The general purpose pervading the deed of settlement seems to have been to make a final disposition in any contingency of the real as well as the personal property of the wife, but the particular provisions of the deed, construed literally and according to technical rules, are strangely at war with what appears to have been the leading intent of the parties in entering into it.
The deed provides for the disposition of the fund derived from the sale by the trustee of any of the property without distinguishing between real and personal; but that clause is less indicative of the intent than some subsequent ones. The trustee, who, without enlargement beyond the words of the deed, takes but a life estate, is, in case the wife dies during coverture, to hold "the said property to the use and benefit of such child or children, as the said Sally may leave surviving her for them and their legal representatives," unless the wife (Sally) should dispose of it by will, which she is empowered to make. The words "legal representatives" are often used (as we must gather from the context is their meaning here), in the sense of heirs at law. Briggs v. Upton, 7 ch. Ap. 376; Kreber v. Bryan, 6 Serg., R. (Pa.) 81; Delany v. Bumet, 4 Gil. (Ill.), 454; Morehouse v. Phelps, 18 Ill. 472.
It could not have been intended that the land in this case should go to any one who, by the proper authority, might be appointed a personal representative of a surviving child of the wife and, therefore, the inevitable inference is that the words were used to mean the children and heirs at law of such children of Mrs. Moore as might die during her life leaving issue who, also, should survive their grandmother. Bowman v. Long, 89 Ill. 19.
If we construe the deed literally, supplying no ellipsis, the consequence would be that the trustee, who holds the legal estate in the land for life only, would be expected to discharge the trust for the (91) wife, for the husband if she should die intestate during his life and without issue, and if she should die during coverture, leaving issue and also intestate, then for the benefit of the first and second generation of the issue, and on failure of lineal descendants for the heirs at law of such issue. The lands would not, without supplying words of inheritance, be finally disposed of by the deed, except in the event that Mrs. Moore should devise them in fee during coverture. We think it was the manifest purpose, by the marriage settlement, to give Mrs. Moore the power to make a final disposition of the land and other property by will, but if she should fail to exercise that power during coverture, and there should also be a failure of issue of the marriage, then the intention was to clothe the trustee with power to convey the land in fee simple to the survivor, whether James Moore or his wife. But in the absence of words of inheritance appended to the names of both, any possible construction of the deed would lead to very absurd conclusions. If Mrs. Moore had outlived her husband, the trustee, London, would have been required to reconvey to her, as survivor; yet if he took the legal estate under the settlement only for his own life, he could convey to her an estate for the residue of his own life and no longer. Now that James Moore became the survivor, and there was no issue of the marriage, it became the duty of the trustee to "reconvey" to him as survivor, and, as he has died since the death of his wife, he must convey to his only heir at law. Shall we hold that the trustee could have conveyed to him on the death of his wife only an estate per outer vie, and in case of London's death during his life, that the remainder in fee would have passed to her heirs at law, leaving her husband, then still living, without any interest, and, for aught we know, without home or income?

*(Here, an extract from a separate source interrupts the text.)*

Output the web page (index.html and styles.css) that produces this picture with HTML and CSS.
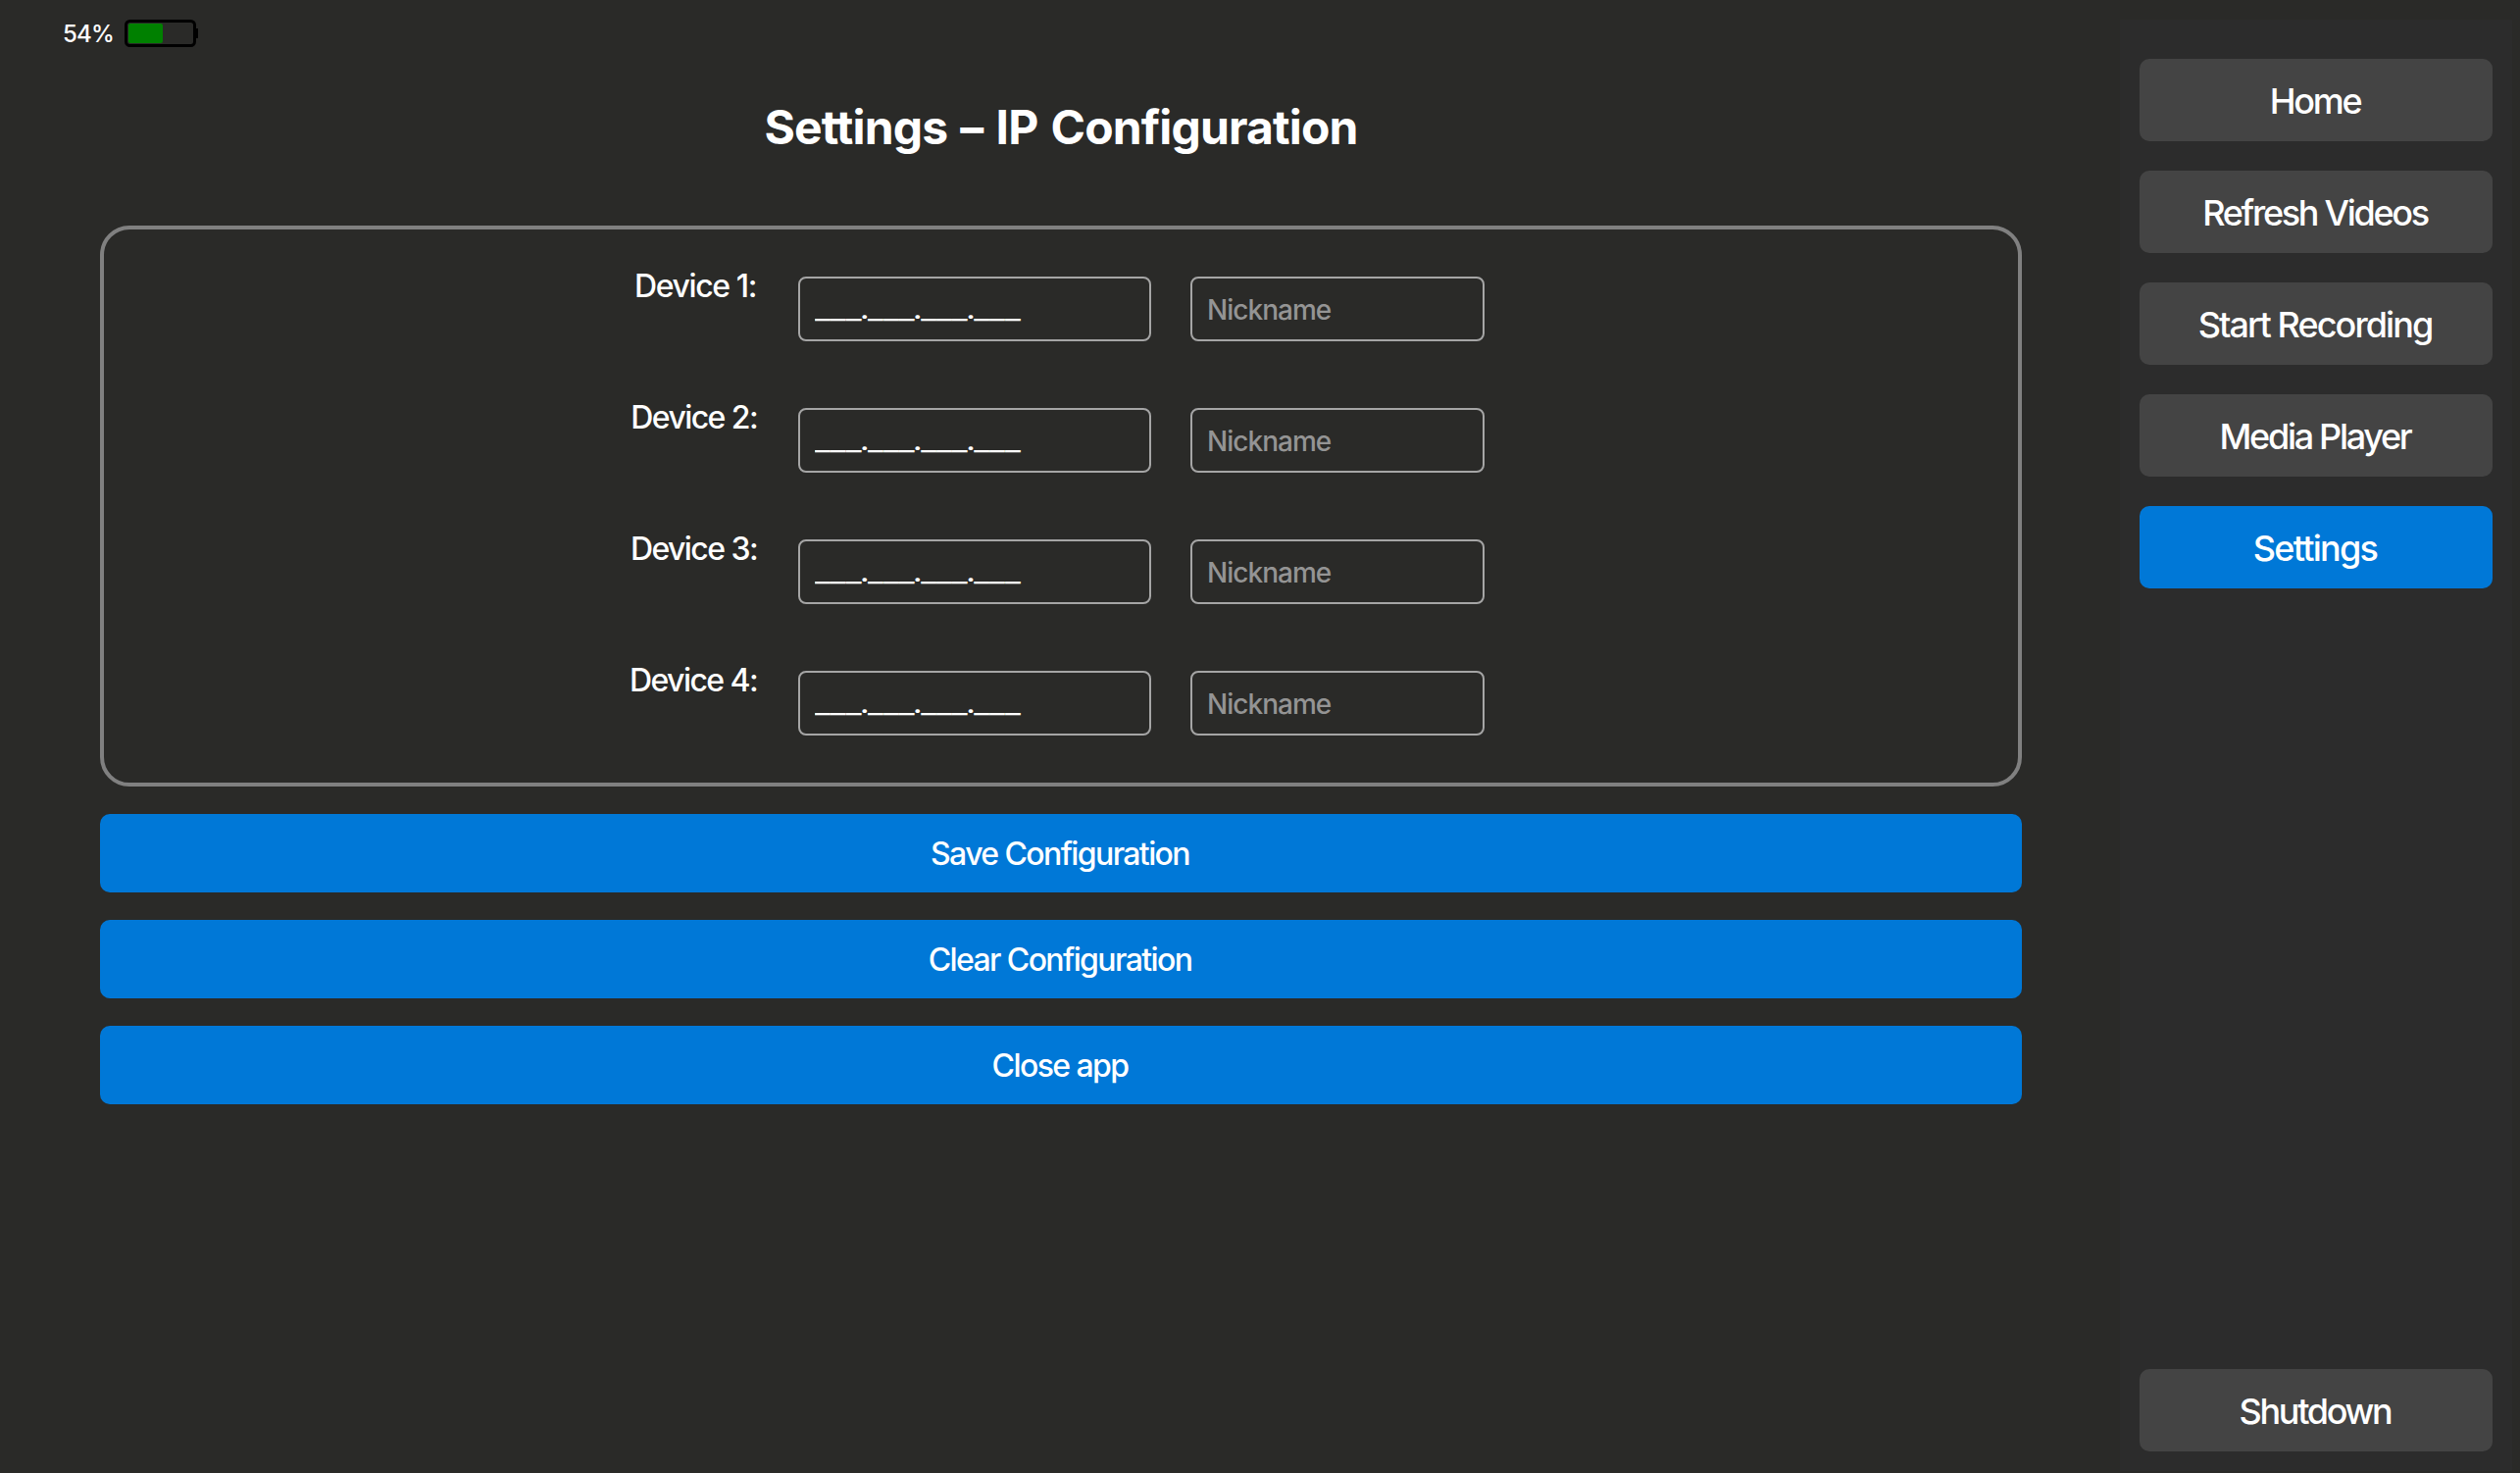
FILE: index.html
```html
<!DOCTYPE html>
<html lang="en">
<head>
<meta charset="utf-8">
<title>Settings – IP Configuration</title>
<link rel="stylesheet" href="styles.css">
</head>
<body>
<div class="app">
  <main class="main">
    <div class="status">
      <span class="status-text">54%</span>
      <svg class="battery" width="76" height="28" viewBox="0 0 76 28">
        <rect x="1.5" y="1.5" width="70" height="25" rx="4" fill="none" stroke="#000" stroke-width="3"/>
        <rect x="72" y="9" width="3" height="10" fill="#000"/>
        <rect x="4" y="4" width="35" height="20" rx="2" fill="#008000"/>
      </svg>
    </div>
    <h1 class="title">Settings – IP Configuration</h1>
    <section class="panel">
      <div class="row">
        <label class="label label-1">Device 1:</label>
        <div class="field ip"><span class="mask">___<span class="dot">.</span>___<span class="dot">.</span>___<span class="dot">.</span>___</span></div>
        <div class="field nickname">Nickname</div>
      </div>
      <div class="row">
        <label class="label">Device 2:</label>
        <div class="field ip"><span class="mask">___<span class="dot">.</span>___<span class="dot">.</span>___<span class="dot">.</span>___</span></div>
        <div class="field nickname">Nickname</div>
      </div>
      <div class="row">
        <label class="label">Device 3:</label>
        <div class="field ip"><span class="mask">___<span class="dot">.</span>___<span class="dot">.</span>___<span class="dot">.</span>___</span></div>
        <div class="field nickname">Nickname</div>
      </div>
      <div class="row">
        <label class="label">Device 4:</label>
        <div class="field ip"><span class="mask">___<span class="dot">.</span>___<span class="dot">.</span>___<span class="dot">.</span>___</span></div>
        <div class="field nickname">Nickname</div>
      </div>
    </section>
    <div class="actions">
      <button class="action">Save Configuration</button>
      <button class="action">Clear Configuration</button>
      <button class="action">Close app</button>
    </div>
  </main>
  <nav class="sidebar">
    <button class="nav-item">Home</button>
    <button class="nav-item">Refresh Videos</button>
    <button class="nav-item recording">Start Recording</button>
    <button class="nav-item">Media Player</button>
    <button class="nav-item active">Settings</button>
    <button class="nav-item shutdown">Shutdown</button>
  </nav>
</div>
</body>
</html>
```
FILE: styles.css
```css
* {
  box-sizing: border-box;
}

body {
  margin: 0;
  background: #2a2a28;
  color: #fff;
  font-family: Inter, "Liberation Sans", sans-serif;
  font-weight: 450;
}

button {
  border: 0;
  padding: 0 2px 0 0;
  color: #fff;
  font-family: inherit;
  font-weight: inherit;
}

.app {
  display: flex;
  width: 2570px;
  height: 1502px;
  padding: 0 8px 2px 0;
}

.main {
  width: 2162px;
  padding: 0 100px 0 102px;
}

.status {
  display: flex;
  align-items: center;
  gap: 10px;
  height: 68px;
  margin-left: -38px;
}

.status-text {
  width: 53px;
  font-size: 24px;
  font-weight: 500;
  letter-spacing: -0.8px;
}

.title {
  margin: 0 0 39px;
  text-align: center;
  font-size: 48px;
  font-weight: 700;
  line-height: 123px;
  letter-spacing: -0.86px;
  word-spacing: 2.6px;
}

.panel {
  display: flex;
  flex-direction: column;
  gap: 68px;
  padding: 48px 0;
  border: 4px solid #808080;
  border-radius: 30px;
}

.row {
  display: flex;
  gap: 40px;
  height: 66px;
  padding-left: 508px;
}

.label {
  width: 160px;
  padding-right: 2px;
  text-align: right;
  white-space: nowrap;
  font-size: 32px;
  line-height: 19px;
  letter-spacing: -1.58px;
}

.label-1 {
  padding-right: 3px;
  letter-spacing: -1.4px;
}

.field {
  display: flex;
  align-items: center;
  padding-left: 15px;
  border: 2px solid #a5a5a5;
  border-radius: 8px;
  font-size: 28px;
}

.ip {
  width: 360px;
}

.mask {
  white-space: nowrap;
  font-weight: 400;
  transform: scaleX(1.24);
  transform-origin: left;
}

.dot {
  margin: 0 -1.4px;
}

.nickname {
  width: 300px;
  padding-top: 2px;
  color: #949494;
  letter-spacing: -0.98px;
}

.actions {
  display: flex;
  flex-direction: column;
  gap: 28px;
  margin-top: 28px;
}

.action {
  height: 80px;
  border-radius: 10px;
  background: #0078d7;
  font-size: 32px;
  letter-spacing: -1.6px;
}

.sidebar {
  display: flex;
  flex-direction: column;
  gap: 30px;
  width: 400px;
  margin-top: 20px;
  padding: 40px 20px 20px;
  background: #2c2c2c;
}

.nav-item {
  height: 84px;
  padding-top: 2px;
  border-radius: 10px;
  background: #444;
  font-size: 36px;
  letter-spacing: -2.3px;
}

.recording {
  letter-spacing: -1.92px;
}

.active {
  background: #0078d7;
  letter-spacing: -1.75px;
}

.shutdown {
  margin-top: auto;
}
```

We are constrained to conclude that the word "reconvey" was used upon the assumption that the legal estate had previously passed (92) in fee, and that the conveyance was as necessary to revest the entire estate in the wife, if she should survive, as in the surviving husband, it being the purpose to give him, at her death, without issue and intestate, just the same estate as would have been reconveyed to the wife. This view is strengthened by the consideration that the deed of settlement was executed in the year 1867, when, in the absence of any agreement, the husband would have become the owner of the whole of the personal property immediately upon the consummation of the marriage rite and entitled to the contingent right to courtesy in the whole of her land, an estate for his own life being more advantageous than that for the life of London. It does not entirely destroy the force of this fact to admit, as we do, that the contemplated marriage was a consideration for some concession on his part. But the fact that he surrendered such rights incident to the marriage adds some weight to the view that it was intended, by the provision for reconveyance, that if she should die without issue, and without availing herself of the power to provide by will for any favored one among her heirs at law, the reconveyance to her husband should pass the fee just as if made to herself.
We conclude, therefore, that the judge erred in refusing to allow the deed to be reformed by inserting the words "and his heirs" after the name of James Moore, as proposed, on the ground that there was no sufficient evidence, and we think, likewise, that the manifest intention of the parties was to pass the legal estate in fee to the trustee London, and, to use the words "and his heirs" in the habendum instead of "his executors and administrators." The deed must be reformed accordingly, and the trustee should be required then to reconvey in fee to the plaintiff, who is the only heir at law of the husband James Moore. There is error, and the judgment must be
Reversed.
Cited: Ray v. Comrs., 110 N.C. 172; Rackley v. Chestnut, ib., 264; Allen v. Baskerville, 123 N.C. 127; Smith v. Proctor, 139 N.C. 320; Board of Education v. Remick, 160 N.C. 569; Nobles v. Nobles, 177 N.C. 247.